IUCN: Delta’s problems mostly ‘made in Vietnam’


When Vietnam’s long war ended in 1975, the central planners of the victorious Hanoi regime gave high priority to boosting food production in the Mekong Delta. After initial reverses, they succeeded remarkably. Rapid increases in the production of fish, shrimp, fruit and especially rice fueled an export boom that prefigured and supported the broader development of the nation’s economy.


These successes were not without great costs, however. Today it isn’t just the likely impacts of a cascade of huge dams and possible diversions upriver, of rising seas and changing rainfall patterns that planners must contemplate. “The vast majority of the Delta’s problems,” said Jake Brunner of the IUCN, “are ‘made in Vietnam.’ They can be blamed on water and land-use policy in the Delta.”

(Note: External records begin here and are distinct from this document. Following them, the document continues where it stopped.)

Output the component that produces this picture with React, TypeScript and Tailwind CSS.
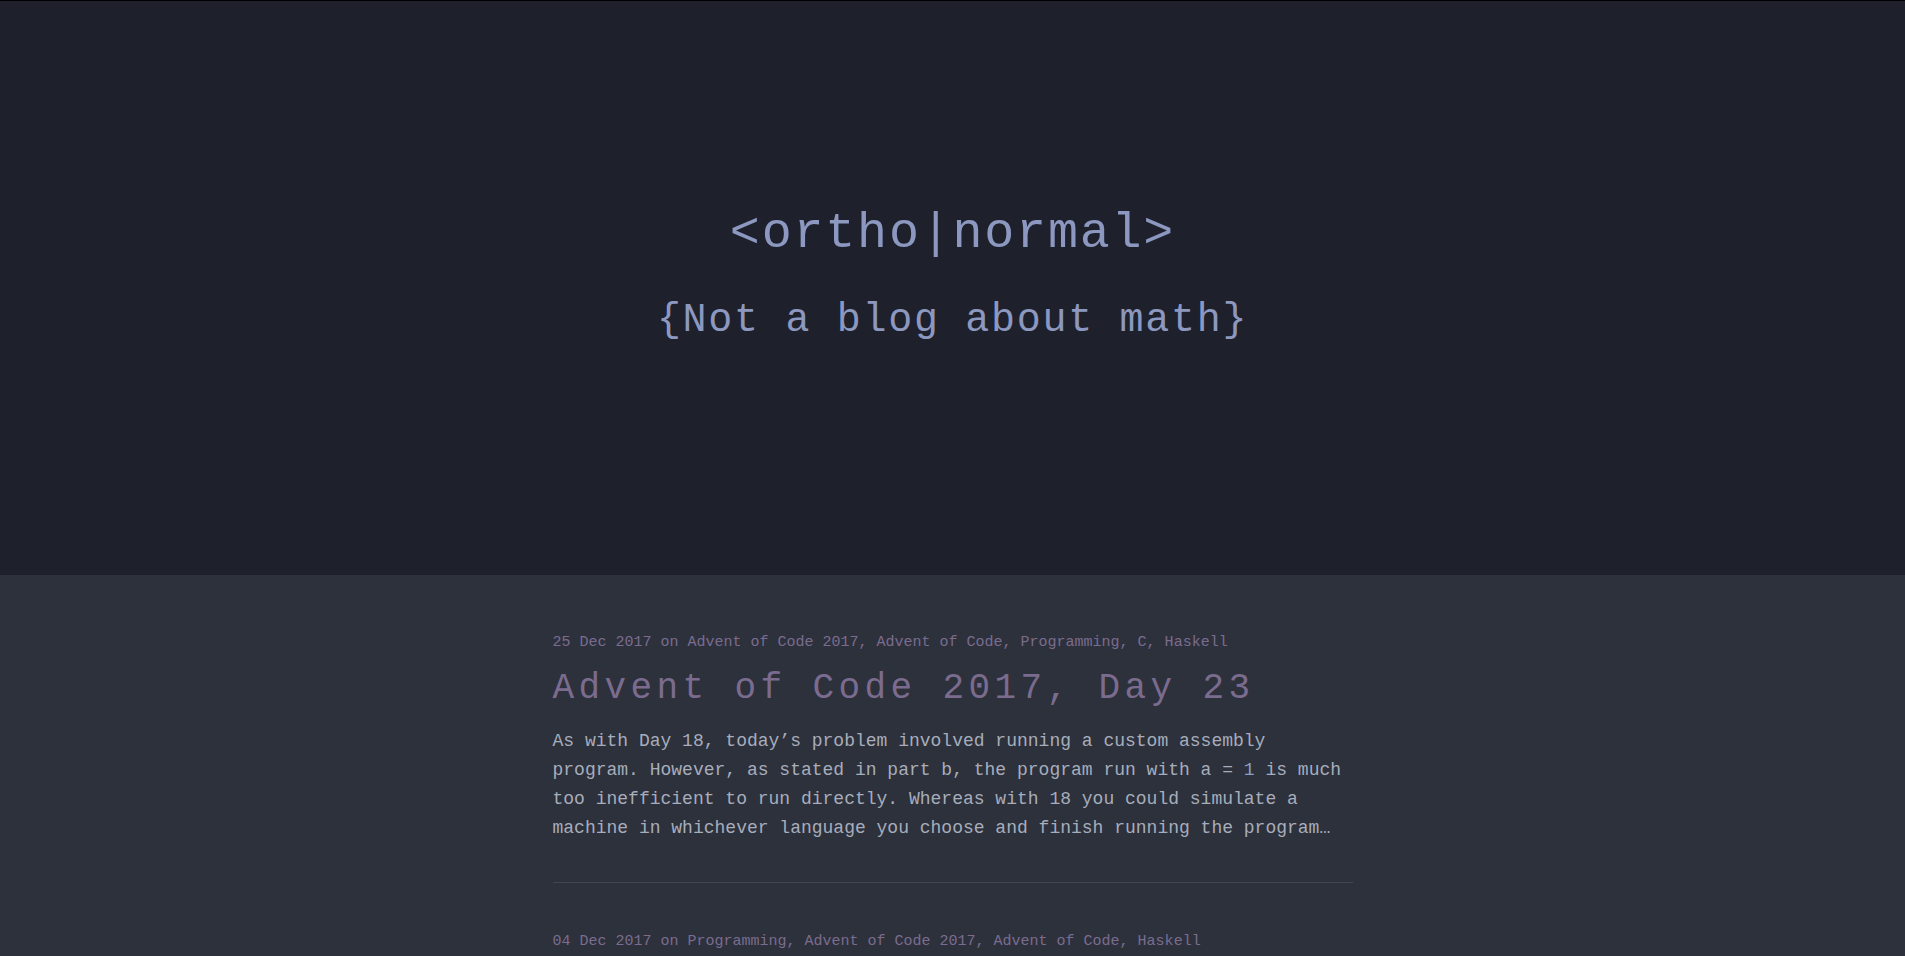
import React from 'react';

const mono = { fontFamily: '"Liberation Mono", "Courier New", monospace' };

interface PostProps {
  date: string;
  tags: string;
  title: string;
  excerpt?: React.ReactNode;
}

const Post: React.FC<PostProps> = ({ date, tags, title, excerpt }) => (
  <article className="pb-[39px] border-b border-[#41454f] mb-[47px]">
    <div className="text-[15px] leading-[24px] text-[#7b6c8f]">
      {date} on {tags}
    </div>
    <h2 className="mt-[12px] text-[36px] leading-[44px] tracking-[4.4px] text-[#7b6c8f]">{title}</h2>
    {excerpt && (
      <p className="mt-[16px] text-[18px] leading-[29px] text-[#a7adbb]">{excerpt}</p>
    )}
  </article>
);

export default function App() {
  return (
    <div className="min-h-screen bg-[#2d313c] border-t border-black" style={mono}>
      <header className="h-[574px] bg-[#1e212c] flex flex-col items-center justify-center pb-[28px]">
        <h1 className="text-[50px] leading-[60px] tracking-[1.8px] text-[#8c98c0]">&lt;ortho|normal&gt;</h1>
        <p className="mt-[33px] text-[40px] leading-[48px] tracking-[1.7px] text-[#8c98c0]">{'{Not a blog about math}'}</p>
      </header>
      <main className="max-w-[800px] mx-auto pt-[56px]">
        <Post
          date="25 Dec 2017"
          tags="Advent of Code 2017, Advent of Code, Programming, C, Haskell"
          title="Advent of Code 2017, Day 23"
          excerpt={
            <>
              As with Day 18, today’s problem involved running a custom assembly program. However, as stated in part b, the program run with a = <span className="text-[#8d9fc9]">1</span> is much too inefficient to run directly. Whereas with 18 you could simulate a machine in whichever language you choose and finish running the program…
            </>
          }
        />
        <Post
          date="04 Dec 2017"
          tags="Programming, Advent of Code 2017, Advent of Code, Haskell"
          title="Advent of Code 2017, Day 4"
        />
      </main>
    </div>
  );
}
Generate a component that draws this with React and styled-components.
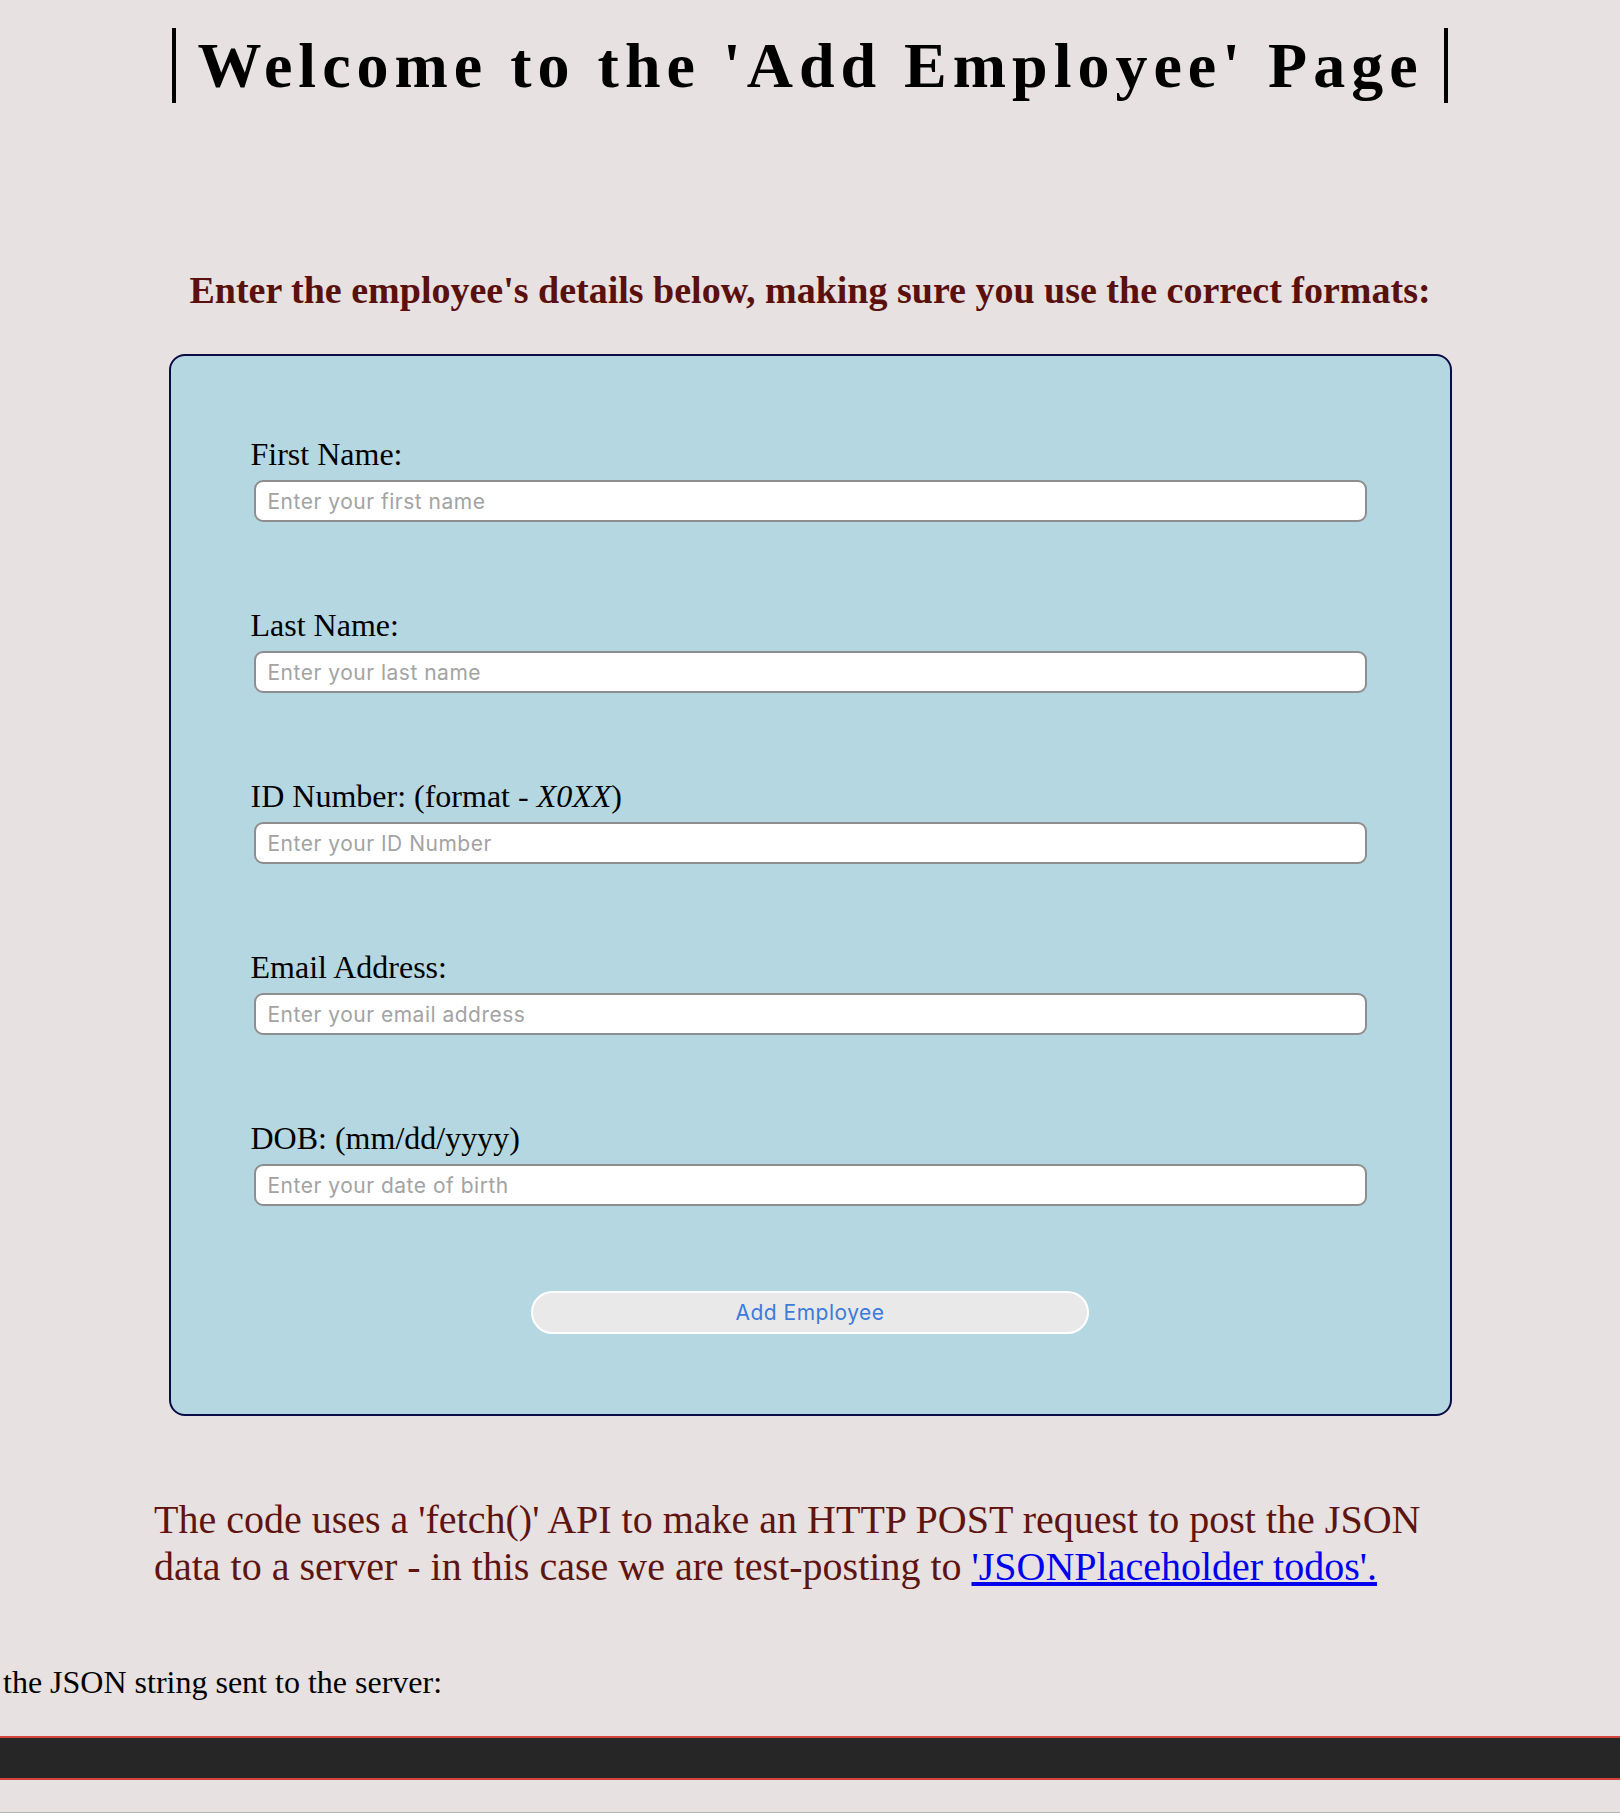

Vietnam’s drive to produce ever more from the Delta has hit a wall. Policies implemented over the past 40 years have taxed the fertility of the Delta’s soil and severely compromised its ecosystems. Sea level rise, changing rainfall patterns and human interventions upstream are inflicting additional stresses on the farm economy.


In far-off Hanoi earlier this year, the regime reaffirmed Vietnam’s hoary food security policy in principle (3.76 million hectares nationwide will continue to be reserved as “rice land”) but retreated from it in practice (of this total, some 400,000 hectares of paddy that’s subject to saline invasion can be planted in other crops so long as “conditions required for rice farming are conserved.”). In plain words, the government will allow farmers to grow more profitable crops on land that’s become marginal for rice production.


To my Delta interlocutors in June, mostly academics and a few “model farmers,” Hanoi’s decision was welcome. It signaled that Vietnam’s leaders understand that adaptation to changing circumstances has become urgent. But, when so many remain deeply invested in the status quo, is bold action possible?